* **Dataset**
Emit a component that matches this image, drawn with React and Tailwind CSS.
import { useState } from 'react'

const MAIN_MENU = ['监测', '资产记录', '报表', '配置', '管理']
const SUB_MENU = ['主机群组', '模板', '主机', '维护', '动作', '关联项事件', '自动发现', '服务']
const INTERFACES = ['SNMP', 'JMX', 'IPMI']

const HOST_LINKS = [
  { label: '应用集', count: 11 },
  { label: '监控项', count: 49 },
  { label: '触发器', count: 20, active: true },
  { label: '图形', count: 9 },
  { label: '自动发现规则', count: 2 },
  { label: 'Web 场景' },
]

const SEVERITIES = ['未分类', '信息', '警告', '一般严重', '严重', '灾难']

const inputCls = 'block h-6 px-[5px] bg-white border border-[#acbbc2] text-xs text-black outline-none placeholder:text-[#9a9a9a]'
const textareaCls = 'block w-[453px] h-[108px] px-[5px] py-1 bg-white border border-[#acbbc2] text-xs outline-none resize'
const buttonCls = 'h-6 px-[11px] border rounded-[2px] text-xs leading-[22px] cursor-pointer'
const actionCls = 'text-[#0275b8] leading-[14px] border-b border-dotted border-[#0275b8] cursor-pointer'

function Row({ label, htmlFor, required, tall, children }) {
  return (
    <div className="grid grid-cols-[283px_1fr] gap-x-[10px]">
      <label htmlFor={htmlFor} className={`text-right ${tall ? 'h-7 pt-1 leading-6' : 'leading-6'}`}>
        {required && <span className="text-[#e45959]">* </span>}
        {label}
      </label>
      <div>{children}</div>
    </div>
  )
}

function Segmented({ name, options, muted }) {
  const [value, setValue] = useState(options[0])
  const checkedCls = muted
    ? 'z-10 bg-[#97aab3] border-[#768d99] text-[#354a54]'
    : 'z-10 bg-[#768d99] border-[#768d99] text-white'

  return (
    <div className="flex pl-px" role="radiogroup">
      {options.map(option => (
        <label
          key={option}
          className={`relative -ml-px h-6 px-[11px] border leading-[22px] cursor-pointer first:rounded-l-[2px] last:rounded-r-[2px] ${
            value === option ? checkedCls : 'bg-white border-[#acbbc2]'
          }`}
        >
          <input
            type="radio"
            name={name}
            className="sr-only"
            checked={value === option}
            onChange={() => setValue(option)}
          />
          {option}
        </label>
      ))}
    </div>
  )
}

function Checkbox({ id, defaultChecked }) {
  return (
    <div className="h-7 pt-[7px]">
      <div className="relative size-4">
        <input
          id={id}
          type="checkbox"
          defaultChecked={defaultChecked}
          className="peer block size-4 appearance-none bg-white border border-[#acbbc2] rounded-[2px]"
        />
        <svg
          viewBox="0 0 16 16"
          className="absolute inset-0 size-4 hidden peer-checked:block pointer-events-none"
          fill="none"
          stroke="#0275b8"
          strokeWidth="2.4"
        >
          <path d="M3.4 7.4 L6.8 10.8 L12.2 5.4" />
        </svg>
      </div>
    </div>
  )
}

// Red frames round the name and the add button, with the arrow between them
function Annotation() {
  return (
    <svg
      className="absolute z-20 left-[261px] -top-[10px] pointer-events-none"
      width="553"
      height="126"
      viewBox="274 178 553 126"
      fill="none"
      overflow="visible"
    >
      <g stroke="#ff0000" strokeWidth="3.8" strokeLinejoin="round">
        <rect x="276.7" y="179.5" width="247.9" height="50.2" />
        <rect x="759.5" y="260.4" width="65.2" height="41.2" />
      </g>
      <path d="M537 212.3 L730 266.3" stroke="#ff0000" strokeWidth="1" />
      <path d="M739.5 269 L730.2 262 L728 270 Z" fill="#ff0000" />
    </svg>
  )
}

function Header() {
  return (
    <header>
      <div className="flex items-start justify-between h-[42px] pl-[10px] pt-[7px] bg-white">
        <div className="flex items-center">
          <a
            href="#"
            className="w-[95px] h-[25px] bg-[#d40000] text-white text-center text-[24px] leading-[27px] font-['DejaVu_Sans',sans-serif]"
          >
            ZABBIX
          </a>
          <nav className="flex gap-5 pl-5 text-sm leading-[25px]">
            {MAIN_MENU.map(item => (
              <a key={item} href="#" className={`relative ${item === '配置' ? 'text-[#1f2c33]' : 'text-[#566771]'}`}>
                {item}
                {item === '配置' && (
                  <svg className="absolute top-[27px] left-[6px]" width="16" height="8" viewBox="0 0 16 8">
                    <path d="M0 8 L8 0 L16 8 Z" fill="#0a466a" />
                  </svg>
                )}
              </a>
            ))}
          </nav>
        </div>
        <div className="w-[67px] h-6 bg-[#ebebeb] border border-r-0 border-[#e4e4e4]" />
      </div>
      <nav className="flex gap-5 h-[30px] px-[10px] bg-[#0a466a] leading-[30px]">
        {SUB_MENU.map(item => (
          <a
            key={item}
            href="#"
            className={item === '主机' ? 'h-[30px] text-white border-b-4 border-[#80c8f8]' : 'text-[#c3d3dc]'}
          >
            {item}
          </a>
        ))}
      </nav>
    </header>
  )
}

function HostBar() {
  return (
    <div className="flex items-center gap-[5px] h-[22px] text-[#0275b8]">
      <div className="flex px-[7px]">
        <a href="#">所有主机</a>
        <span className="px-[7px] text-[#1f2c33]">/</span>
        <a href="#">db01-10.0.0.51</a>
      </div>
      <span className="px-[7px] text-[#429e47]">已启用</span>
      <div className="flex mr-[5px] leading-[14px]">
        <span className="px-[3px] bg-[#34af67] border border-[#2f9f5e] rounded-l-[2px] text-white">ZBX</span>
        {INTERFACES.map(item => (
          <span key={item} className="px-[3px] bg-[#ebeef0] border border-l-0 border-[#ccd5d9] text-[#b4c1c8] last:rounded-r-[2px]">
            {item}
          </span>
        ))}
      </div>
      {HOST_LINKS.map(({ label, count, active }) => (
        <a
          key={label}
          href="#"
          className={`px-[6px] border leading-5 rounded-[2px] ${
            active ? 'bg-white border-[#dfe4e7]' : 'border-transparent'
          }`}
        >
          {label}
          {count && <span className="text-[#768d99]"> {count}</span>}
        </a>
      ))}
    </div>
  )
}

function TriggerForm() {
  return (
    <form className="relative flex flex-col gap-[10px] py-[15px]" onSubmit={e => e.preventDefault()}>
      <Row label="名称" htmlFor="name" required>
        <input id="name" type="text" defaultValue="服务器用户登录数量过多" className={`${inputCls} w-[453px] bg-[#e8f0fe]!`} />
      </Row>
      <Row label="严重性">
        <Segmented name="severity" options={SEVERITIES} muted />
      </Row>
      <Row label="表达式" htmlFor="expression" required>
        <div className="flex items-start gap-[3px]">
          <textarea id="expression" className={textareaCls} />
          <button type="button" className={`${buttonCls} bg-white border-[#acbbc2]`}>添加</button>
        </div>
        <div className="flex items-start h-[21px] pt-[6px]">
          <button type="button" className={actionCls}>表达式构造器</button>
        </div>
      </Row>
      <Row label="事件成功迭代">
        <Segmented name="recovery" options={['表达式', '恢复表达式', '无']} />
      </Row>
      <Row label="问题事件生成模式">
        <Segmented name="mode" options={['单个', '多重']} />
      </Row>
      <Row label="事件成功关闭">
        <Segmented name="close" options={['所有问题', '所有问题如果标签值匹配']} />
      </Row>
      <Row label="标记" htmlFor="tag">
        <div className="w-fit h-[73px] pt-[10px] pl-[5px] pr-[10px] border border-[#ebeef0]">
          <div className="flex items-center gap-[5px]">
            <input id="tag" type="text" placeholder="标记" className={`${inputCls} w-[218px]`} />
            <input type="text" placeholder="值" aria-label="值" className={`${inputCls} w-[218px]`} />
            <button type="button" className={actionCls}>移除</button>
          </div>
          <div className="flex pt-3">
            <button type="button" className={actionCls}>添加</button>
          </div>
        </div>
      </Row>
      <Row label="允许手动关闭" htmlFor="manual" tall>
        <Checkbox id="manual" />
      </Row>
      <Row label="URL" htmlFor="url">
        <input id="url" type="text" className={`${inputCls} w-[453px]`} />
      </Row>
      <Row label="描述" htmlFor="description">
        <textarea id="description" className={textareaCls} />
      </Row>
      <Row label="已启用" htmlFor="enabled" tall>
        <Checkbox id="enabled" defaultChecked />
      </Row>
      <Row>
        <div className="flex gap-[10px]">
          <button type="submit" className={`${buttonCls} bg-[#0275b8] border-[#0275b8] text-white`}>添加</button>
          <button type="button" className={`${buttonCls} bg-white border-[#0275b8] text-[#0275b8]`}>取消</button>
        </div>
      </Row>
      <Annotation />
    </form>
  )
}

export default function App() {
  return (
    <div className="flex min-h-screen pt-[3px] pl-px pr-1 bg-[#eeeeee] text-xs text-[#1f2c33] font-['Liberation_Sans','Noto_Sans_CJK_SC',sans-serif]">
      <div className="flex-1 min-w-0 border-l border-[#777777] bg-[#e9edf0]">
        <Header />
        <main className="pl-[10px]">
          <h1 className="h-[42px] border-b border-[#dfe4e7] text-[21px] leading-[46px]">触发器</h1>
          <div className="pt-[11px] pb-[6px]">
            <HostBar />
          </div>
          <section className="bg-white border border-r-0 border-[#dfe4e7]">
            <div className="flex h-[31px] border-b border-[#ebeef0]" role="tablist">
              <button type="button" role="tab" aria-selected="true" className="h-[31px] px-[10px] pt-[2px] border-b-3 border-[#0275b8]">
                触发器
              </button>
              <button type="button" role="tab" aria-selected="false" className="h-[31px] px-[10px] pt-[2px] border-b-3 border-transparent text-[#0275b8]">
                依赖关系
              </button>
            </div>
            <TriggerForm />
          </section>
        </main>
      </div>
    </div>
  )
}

* * *

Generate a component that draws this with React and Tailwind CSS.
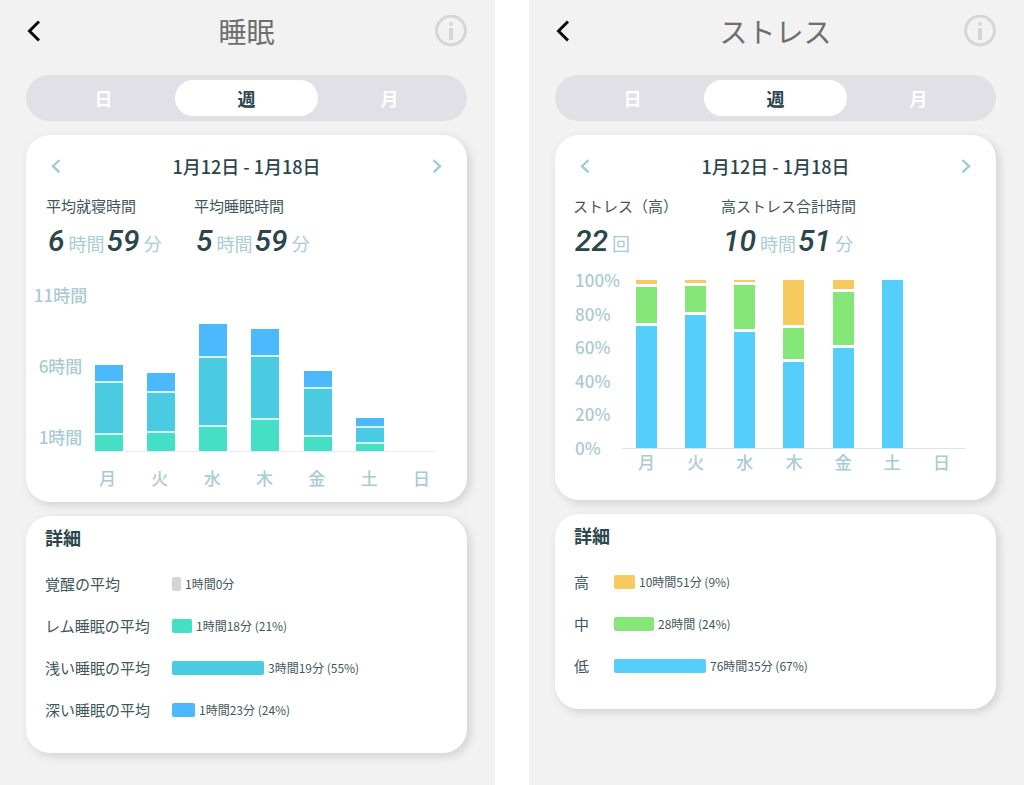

* **Task details**
Determine the number of lines in these entries that contain the word "component", and write only that number.

* **Result**
2